◆ **SHORT TASK**:
Search the listing below for the string "styles" and copy every line where it occurs.

◆ **INFORMATION PROVIDED**:
-- begin --

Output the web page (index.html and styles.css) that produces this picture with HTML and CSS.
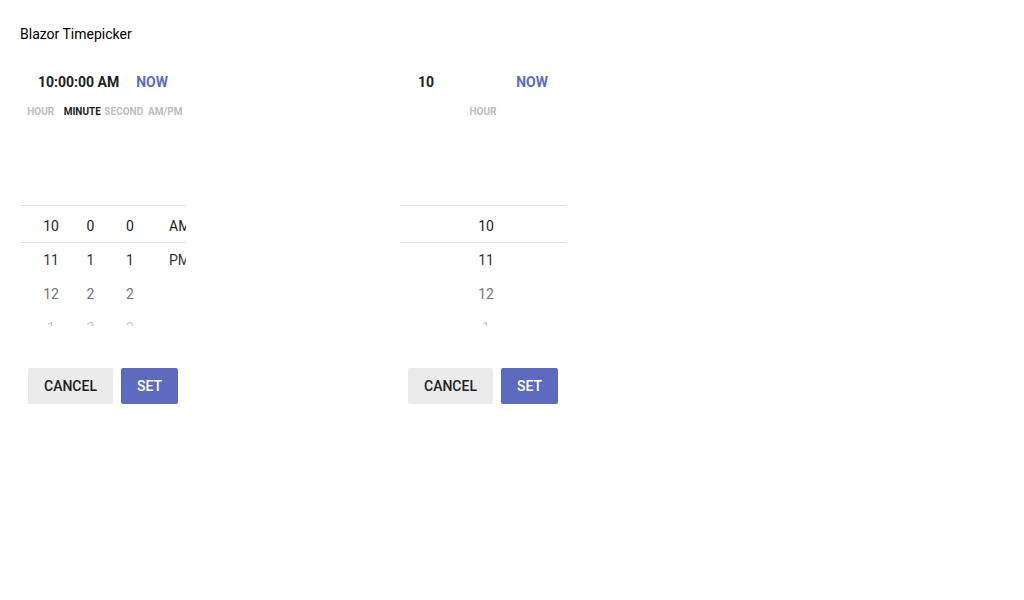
FILE: index.html
```html
<!DOCTYPE html>
<html>
<head>
<meta charset="utf-8">
<title>Blazor Timepicker</title>
<link rel="stylesheet" href="styles.css">
</head>
<body>
<div class="page">
  <div class="title">Blazor Timepicker</div>
  <div class="pickers">
    <div class="picker">
      <div class="header">
        <span class="time">10:00:00 AM</span>
        <span class="now">NOW</span>
      </div>
      <div class="labels">
        <span class="label">HOUR</span>
        <span class="label active">MINUTE</span>
        <span class="label">SECOND</span>
        <span class="label">AM/PM</span>
      </div>
      <div class="wheel">
        <div class="row selected multi">
          <span class="cell">10</span><span class="cell">0</span><span class="cell">0</span><span class="cell ampm">AM</span>
        </div>
        <div class="row near multi">
          <span class="cell">11</span><span class="cell">1</span><span class="cell">1</span><span class="cell ampm">PM</span>
        </div>
        <div class="row far multi">
          <span class="cell">12</span><span class="cell">2</span><span class="cell">2</span><span class="cell ampm"></span>
        </div>
        <div class="row fade multi">
          <span class="cell">1</span><span class="cell">3</span><span class="cell">3</span><span class="cell ampm"></span>
        </div>
      </div>
      <div class="actions">
        <button class="btn cancel">CANCEL</button>
        <button class="btn set">SET</button>
      </div>
    </div>

    <div class="picker">
      <div class="header">
        <span class="time">10</span>
        <span class="now">NOW</span>
      </div>
      <div class="labels single">
        <span class="label">HOUR</span>
      </div>
      <div class="wheel">
        <div class="row selected single"><span class="cell">10</span></div>
        <div class="row near single"><span class="cell">11</span></div>
        <div class="row far single"><span class="cell">12</span></div>
        <div class="row fade single"><span class="cell">1</span></div>
      </div>
      <div class="actions">
        <button class="btn cancel">CANCEL</button>
        <button class="btn set">SET</button>
      </div>
    </div>
  </div>
</div>
</body>
</html>
```

FILE: styles.css
```css
* { box-sizing: border-box; }
html, body { margin: 0; padding: 0; background: #fff; }
body {
  font-family: Roboto, "Liberation Sans", Arial, sans-serif;
  color: #212121;
}
.page { padding: 24px 20px 0 20px; }
.title {
  font-size: 14px;
  line-height: 20px;
  color: #000;
}
.pickers {
  display: flex;
  gap: 214px;
  margin-top: 20px;
}
.picker {
  width: 166px;
  overflow: hidden;
}
.header {
  display: flex;
  justify-content: space-between;
  align-items: center;
  height: 36px;
  padding: 0 18px;
  font-size: 14px;
  font-weight: 700;
}
.time { color: #212121; }
.now { color: #5c6bc0; }
.labels {
  display: grid;
  grid-template-columns: repeat(4, 1fr);
  margin-top: 5px;
  height: 14px;
  line-height: 14px;
  font-size: 10px;
  font-weight: 700;
  text-align: center;
}
.labels.single { grid-template-columns: 1fr; }
.label { color: #bdbdbd; white-space: nowrap; }
.label.active { color: #212121; }
.wheel {
  height: 207px;
  overflow: hidden;
  padding-top: 86px;
  font-size: 14px;
}
.row {
  display: flex;
  height: 34px;
  line-height: 34px;
  white-space: nowrap;
}
.row.multi { padding-left: 11px; }
.row.single { padding-left: 6px; }
.row.single .cell { width: 100%; }
.row.selected {
  height: 38px;
  line-height: 32px;
  padding-top: 4px;
  border-top: 1px solid #e0e0e0;
  border-bottom: 1px solid #e0e0e0;
  color: #212121;
}
.row.near { color: #333; }
.row.far { color: #757575; }
.row.fade { color: #c8c8c8; }
.cell {
  flex: none;
  width: 40px;
  text-align: center;
}
.cell:nth-child(2) { width: 39px; }
.cell.ampm {
  width: 60px;
  text-align: left;
  padding-left: 19px;
}
.actions {
  display: flex;
  gap: 8px;
  padding-left: 8px;
  margin-top: 42px;
}
.btn {
  height: 36px;
  padding: 0 16px;
  border: none;
  border-radius: 2px;
  font-family: Roboto, "Liberation Sans", Arial, sans-serif;
  font-size: 14px;
  font-weight: 500;
  cursor: pointer;
}
.btn.cancel { background: #ebebeb; color: #212121; }
.btn.set { background: #5c6bc0; color: #fff; }
```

-- end --

◆ **EXPECTED ANSWER**:
Output the web page (index.html and styles.css) that produces this picture with HTML and CSS.
<link rel="stylesheet" href="styles.css">
FILE: styles.css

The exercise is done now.